Four Sikhs among those killed in Indianapolis; India offers help

New Delhi: India will render “all possible assistance” to local authorities and community leaders in Indianapolis, US, where at least eight people, including four Sikhs, have died after a gunman opened fire at a FedEx facility on Thursday night, a “deeply shocked” Foreign Minister S Jaishankar said on Saturday.

About 90 per cent of the workers at this delivery service facility are said to be Indian-Americans, mostly from the Sikh community. This was at least the third mass shooting this year in Indianapolis alone, news agency AP reported.

Late on Friday night, the Marion County Coroner’s Office and Indianapolis Metropolitan Police Department released the names of the victims: Amarjeet Johal (66), Jasvinder Kaur (64), Amarjit Skhon (48) and Jaswinder Singh (68). The first three who died are women, news agency PTI reported.

The shooter has been identified as 19-year-old Brandon Hole. The police could not yet say why he opened fire as he shot himself before being apprehended.

“Deeply shocked by shooting at FedEx facility in Indianapolis. Victims include persons of Indian American Sikh community. Our Consulate General in Chicago in touch with Mayor & local authorities in Indianapolis as well as community leaders. Will render all possible assistance,” Mr Jaishankar said in a tweet today.

One person injured in the incident has been identified as Harpreet Gill, an American citizen of Indian heritage, from Amritsar’s Jagdev Kalan, news agency ANI reported. He was hit in the head.

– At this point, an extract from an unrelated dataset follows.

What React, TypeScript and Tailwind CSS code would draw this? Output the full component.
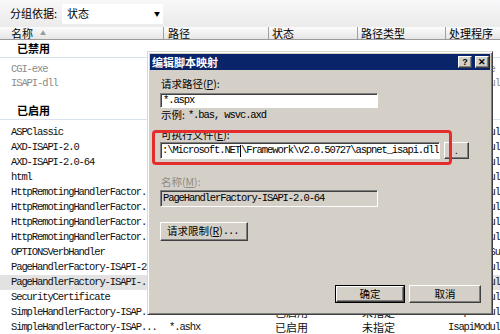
import React from 'react';

const mono = "font-['Liberation_Mono',monospace] text-[10.5px] tracking-[-1.1px]";
const cjk = "font-['Noto_Sans_CJK_SC',sans-serif]";

type Row = {
  name: string;
  path: string;
  state: string;
  type: string;
  handler: string;
  selected?: boolean;
};

const disabledRows: Row[] = [
  { name: 'CGI-exe', path: '*.exe', state: '已禁用', type: '文件', handler: 'CgiModule' },
  { name: 'ISAPI-dll', path: '*.dll', state: '已禁用', type: '文件', handler: 'IsapiModule' },
];

const enabledRows: Row[] = [
  { name: 'ASPClassic', path: '*.asp', state: '已启用', type: '文件', handler: 'IsapiModule' },
  { name: 'AXD-ISAPI-2.0', path: '*.axd', state: '已启用', type: '未指定', handler: 'IsapiModule' },
  { name: 'AXD-ISAPI-2.0-64', path: '*.axd', state: '已启用', type: '未指定', handler: 'IsapiModule' },
  { name: 'html', path: '*.html', state: '已启用', type: '文件', handler: 'IsapiModule' },
  { name: 'HttpRemotingHandlerFactor.', path: '*.rem', state: '已启用', type: '未指定', handler: 'IsapiModule' },
  { name: 'HttpRemotingHandlerFactor.', path: '*.rem', state: '已启用', type: '未指定', handler: 'IsapiModule' },
  { name: 'HttpRemotingHandlerFactor.', path: '*.soap', state: '已启用', type: '未指定', handler: 'IsapiModule' },
  { name: 'HttpRemotingHandlerFactor.', path: '*.soap', state: '已启用', type: '未指定', handler: 'IsapiModule' },
  { name: 'OPTIONSVerbHandler', path: '*', state: '已启用', type: '未指定', handler: 'ProtocolSupportModule' },
  { name: 'PageHandlerFactory-ISAPI-2', path: '*.aspx', state: '已启用', type: '未指定', handler: 'IsapiModule' },
  { name: 'PageHandlerFactory-ISAPI-.', path: '*.aspx', state: '已启用', type: '未指定', handler: 'IsapiModule', selected: true },
  { name: 'SecurityCertificate', path: '*.cer', state: '已启用', type: '文件', handler: 'IsapiModule' },
  { name: 'SimpleHandlerFactory-ISAP.', path: '*.ashx', state: '已启用', type: '未指定', handler: 'IsapiModule' },
  { name: 'SimpleHandlerFactory-ISAP...', path: '*.ashx', state: '已启用', type: '未指定', handler: 'IsapiModule' },
];

const ListRow = ({ row, h, muted }: { row: Row; h: string; muted?: boolean }) => (
  <div
    className={`flex items-center whitespace-nowrap ${h} ${row.selected ? 'bg-[#e2e2e2]' : ''} ${
      muted ? 'text-[#8c8c8c]' : 'text-[#111]'
    }`}
  >
    <div className={`w-[164px] pl-[11px] overflow-hidden ${mono}`}>{row.name}</div>
    <div className={`w-[105px] pl-[5px] ${mono}`}>{row.path}</div>
    <div className={`w-[89px] pl-[6px] text-[11px] leading-none ${cjk}`}>{row.state}</div>
    <div className={`w-[88px] pl-[4px] text-[11px] leading-none ${cjk}`}>{row.type}</div>
    <div className={`flex-1 pl-[2px] overflow-hidden ${mono}`}>{row.handler}</div>
  </div>
);

const GroupHeader = ({ label }: { label: string }) => (
  <div className="h-[18px] pl-[17px] flex items-center border-b border-[#d9e2ec]">
    <span className={`text-[11px] font-bold leading-none text-black ${cjk}`}>{label}</span>
  </div>
);

const raised =
  'bg-[#d4d0c8] border border-t-white border-l-white border-r-[#404040] border-b-[#404040] shadow-[inset_-1px_-1px_0_#808080]';
const sunken =
  'border border-t-[#808080] border-l-[#808080] border-r-white border-b-white shadow-[inset_1px_1px_0_#404040]';

const Label = ({ children, muted }: { children: React.ReactNode; muted?: boolean }) => (
  <div className={`h-[14px] pl-[1px] flex items-center text-[10.5px] leading-none ${cjk} ${muted ? 'text-[#8c8a85]' : 'text-black'}`}>
    {children}
  </div>
);

const EditDialog = () => (
  <div className="absolute left-[147px] top-[51px] w-[346px] h-[264px] bg-[#d4d0c8] border border-t-[#dcd9d2] border-l-[#dcd9d2] border-r-[#404040] border-b-[#404040] shadow-[inset_1px_1px_0_#fff,inset_-1px_-1px_0_#808080] p-[2px] flex flex-col">
    {/* title bar */}
    <div className="h-[16px] bg-[#0a246a] flex items-center justify-between pl-[2px] pr-[1px]">
      <span className={`text-[11px] font-bold text-white leading-none ${cjk}`}>编辑脚本映射</span>
      <div className="flex gap-[3px]">
        <div className={`w-[14px] h-[12px] flex items-center justify-center text-[9px] font-bold leading-none text-black font-['Liberation_Sans',sans-serif] ${raised}`}>?</div>
        <div className={`w-[14px] h-[12px] flex items-center justify-center text-[9px] font-bold leading-none text-black font-['Liberation_Sans',sans-serif] ${raised}`}>✕</div>
      </div>
    </div>

    <div className="flex flex-col pl-[10px] flex-1">
      <div className="mt-[7px]">
        <Label>
          请求路径(<span className="underline">P</span>):
        </Label>
      </div>
      <div className={`mt-[2px] w-[218px] h-[15px] bg-white flex items-center pl-[2px] text-black ${mono} ${sunken}`}>
        *.aspx
      </div>
      <Label>
        示例: <span className={`ml-[3px] ${mono}`}>*.bas, wsvc.axd</span>
      </Label>
      <div className="mt-[6px]">
        <Label>
          可执行文件(<span className="underline">E</span>):
        </Label>
      </div>
      <div className="flex items-center">
        <div className={`w-[280px] h-[17px] bg-white flex items-center pl-[1px] overflow-hidden whitespace-nowrap text-black ${mono} ${sunken}`}>
          <span>:\Microsoft.NET</span>
          <span className="inline-block w-px h-[12px] bg-black" />
          <span>\Framework\v2.0.50727\aspnet_isapi.dll</span>
        </div>
        <div className={`ml-[4px] w-[25px] h-[17px] flex items-end justify-center pb-[3px] text-[10px] leading-none text-black ${raised}`}>
          .
        </div>
      </div>
      <div className="mt-[16px]">
        <Label muted>
          名称(<span className="underline">M</span>):
        </Label>
      </div>
      <div className={`mt-[1px] w-[218px] h-[17px] bg-[#d4d0c8] flex items-center pl-[2px] text-black ${mono} ${sunken}`}>
        PageHandlerFactory-ISAPI-2.0-64
      </div>
      <div className={`mt-[15px] w-[88px] h-[19px] flex items-center pl-[6px] text-[10.5px] leading-none text-black ${cjk} ${raised}`}>
        请求限制(<span className="underline">R</span>)<span className={mono}>...</span>
      </div>
      <div className="mt-[44px] flex justify-end gap-[4px] pr-[9px]">
        <div className="w-[70px] h-[18px] border border-black">
          <div className={`w-full h-full flex items-center justify-center text-[10.5px] leading-none text-black ${cjk} ${raised}`}>
            确定
          </div>
        </div>
        <div className={`w-[72px] h-[18px] flex items-center justify-center text-[10.5px] leading-none text-black ${cjk} ${raised}`}>
          取消
        </div>
      </div>
    </div>

    {/* highlight */}
    <div className="absolute left-[4px] top-[78px] w-[300px] h-[35px] border-[3px] border-[#e52c2c] rounded-[4px]" />
  </div>
);

export default function App() {
  return (
    <div className={`relative w-[500px] h-[334px] overflow-hidden bg-white ${cjk}`}>
      {/* toolbar */}
      <div className="h-[27px] flex items-center bg-linear-to-b from-[#f8f7f9] to-[#ebebeb]">
        <span className="ml-[10px] text-[11px] leading-none text-black">分组依据:</span>
        <div className="ml-[5px] w-[101px] h-[20px] bg-white flex items-center justify-between pl-[5px] pr-[3px]">
          <span className="text-[11px] leading-none text-black">状态</span>
          <span className="text-[6px] leading-none text-black">▼</span>
        </div>
      </div>

      {/* column header */}
      <div className="h-[13px] flex bg-linear-to-b from-[#fbfbfb] to-[#e6e6e6] border-b border-[#9a9a9a] text-[11px] leading-none text-black">
        <div className="w-[164px] pl-[11px] border-r border-[#a0a0a0] flex items-center">
          名称<span className="ml-[7px] text-[6px] text-[#9a9a9a]">▲</span>
        </div>
        <div className="w-[105px] pl-[4px] border-r border-[#a0a0a0] flex items-center">路径</div>
        <div className="w-[89px] pl-[3px] border-r border-[#a0a0a0] flex items-center">状态</div>
        <div className="w-[88px] pl-[3px] border-r border-[#a0a0a0] flex items-center">路径类型</div>
        <div className="flex-1 pl-[3px] flex items-center">处理程序</div>
      </div>

      {/* list */}
      <div className="flex flex-col">
        <GroupHeader label="已禁用" />
        <div className="mt-[5px]">
          {disabledRows.map((r, i) => (
            <ListRow key={i} row={r} h="h-[14px]" muted />
          ))}
        </div>
        <div className="mt-[11px]">
          <GroupHeader label="已启用" />
        </div>
        <div className="mt-[5px]">
          {enabledRows.map((r, i) => (
            <ListRow key={i} row={r} h="h-[15px]" />
          ))}
        </div>
      </div>

      <EditDialog />
    </div>
  );
}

“Harpreet was the first to realize there was firing at FedEx. He rushed outdoors that’s when a bullet came and hit his skull. He is being operated as we speak. The bullet is 2 and 1/2 inch close to the eye. The bullet is not yet out,” Mr Gill’s brother-in-law Khushwant Bajwa told ANI. “He has three children, wife and mother.”

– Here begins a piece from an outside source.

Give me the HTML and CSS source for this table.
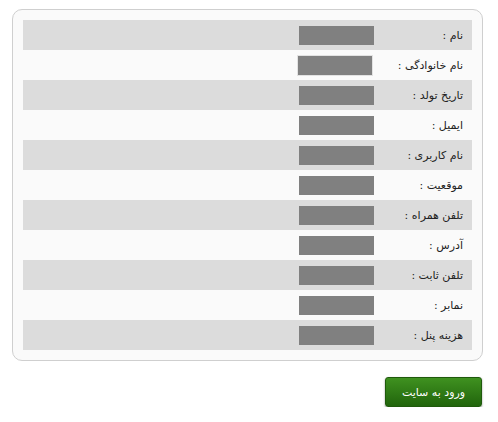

Reacting to the shooting incident, Dr Rajwant Singh, Chairman of the Sikh Council on Religion and Education, expressed grief over this latest killing in Indianapolis, the report said.

The Indian embassy in Washington DC conveyed its heartfelt condolences to the families of those who died and said it is praying “for the speedy recovery of those injured”.

“Our Consulate in Chicago is in touch with local authorities in Indianapolis, community leaders, and will render all assistance, as required,” it said in a statement. “The Consul General has spoken to the Mayor of Indianapolis, who has assured full support. We are closely monitoring the situation and remain ready to provide all possible assistance.”

US President Joe Biden on Friday termed the incident a “national embarrassment”. All US flags will be flown at half-staff until April 20 out of respect for the victims, the White House said in a statement. This applies to embassies, military bases, and other US facilities around the world.